You never saw Alan Shore have three smarmy buddies closing for him on "Boston Legal." The usual on TV shows is one dreadfully smarmy Armani lawyer defending the obviously guilty man and one Men's Wearhouse-wearing prosecutor trying to enact justice -- despite unwashed head hair, protruding nasal hair and, who knows, a hare-lip for good measure.

These juried humans simply couldn't find the bad guy. All these lawyers were so silkily clever, but, I suspect, not one could get to the core: the sympathy factor.

Yes, the jury could see that Samsung had done a little thieving. But they'd surely seen enough of business to know that thieving goes on all the time.

They'd probably seen - or been in -- one company or another where subterfuge, trickery and manipulation went on between company and company as well as employee and employee.

Indeed, despite the proven thieving, you'd have to live on a truly libertarian island not to realize that Apple is arguably the most successful, most famous company on the planet.

It's as if Tom Cruise was whining because someone had stolen his girlfriend.

It's as if the New York Yankees were demanding money from all the Steinbrenners in America because they'd stolen the name Steinbrenner.

It was like Warren Buffett moaning that he wasn't paid enough.

This is a time when the whole of Silicon Valley is gorging itself on profits, parties, and preaching.

This is a time when the rich are getting impossibly richer and the poor (or just the not-rich) are looking up at the rich and muttering: "And you people don't even want to pay taxes."

Yet here were two immensely wealthy, successful, powerful companies acting like a couple of kids running to mommy Lucy Koh, pointing at each other and screeching: "It wasn't me! It was him that smashed the window!"

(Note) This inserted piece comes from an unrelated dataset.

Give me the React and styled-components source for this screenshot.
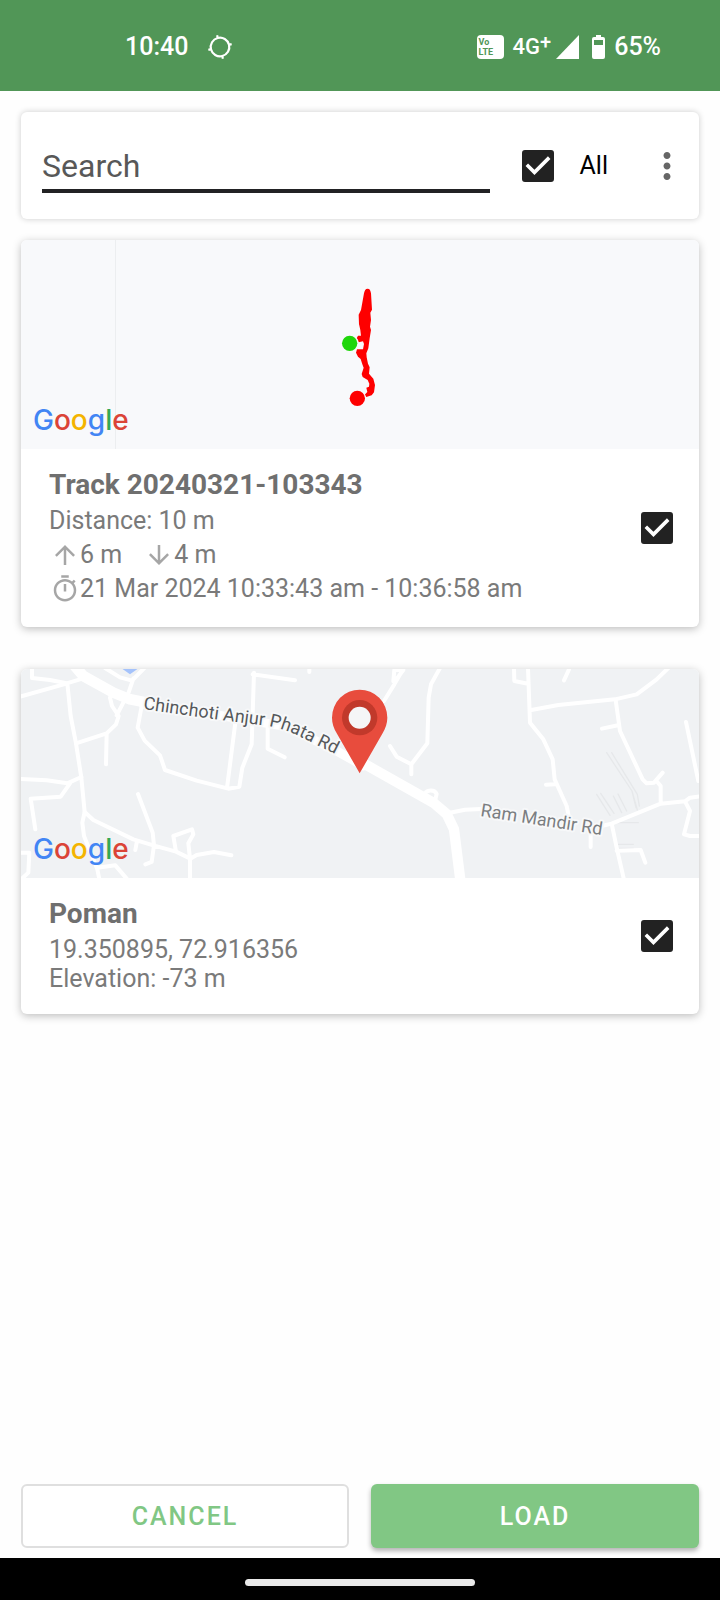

How could either company, no matter whether they thought that justice was somehow on their side, expect sympathy?

How could either imagine that this jury would somehow well up in tears at the pain and suffering endured, whip out the cold compress and whisper: "There, there"?

Even Judge Judy, I'm sorry, Judge Lucy Koh had hoped the two sides would settle before the first trial.

"Boys, boys. Can't you just make up and be friends?"

Oh, no. In business, all the metaphors are taken from sports and war. You have to go thermonuclear. You have to bury your opponent. You have to preen, pound your chest, and proclaim your ineffable greatness.

You have to declare that you never copy, even when your company's great founder prides himself on stealing.

You have to claim that you don't steal when you know that the potential cost of paying for that stealing will likely be far less than the profit you'll make from it.

This is all about being a man, a fighter, a crusher, a winner. This is all about creating products that the media describe as "iNsert product name-killer."

Might this jury have got to Friday night and thought: "It's the weekend. We've had enough of this."

So then it sent its message: "Will you two just cut it out, work it out, and be happy with what you've got?"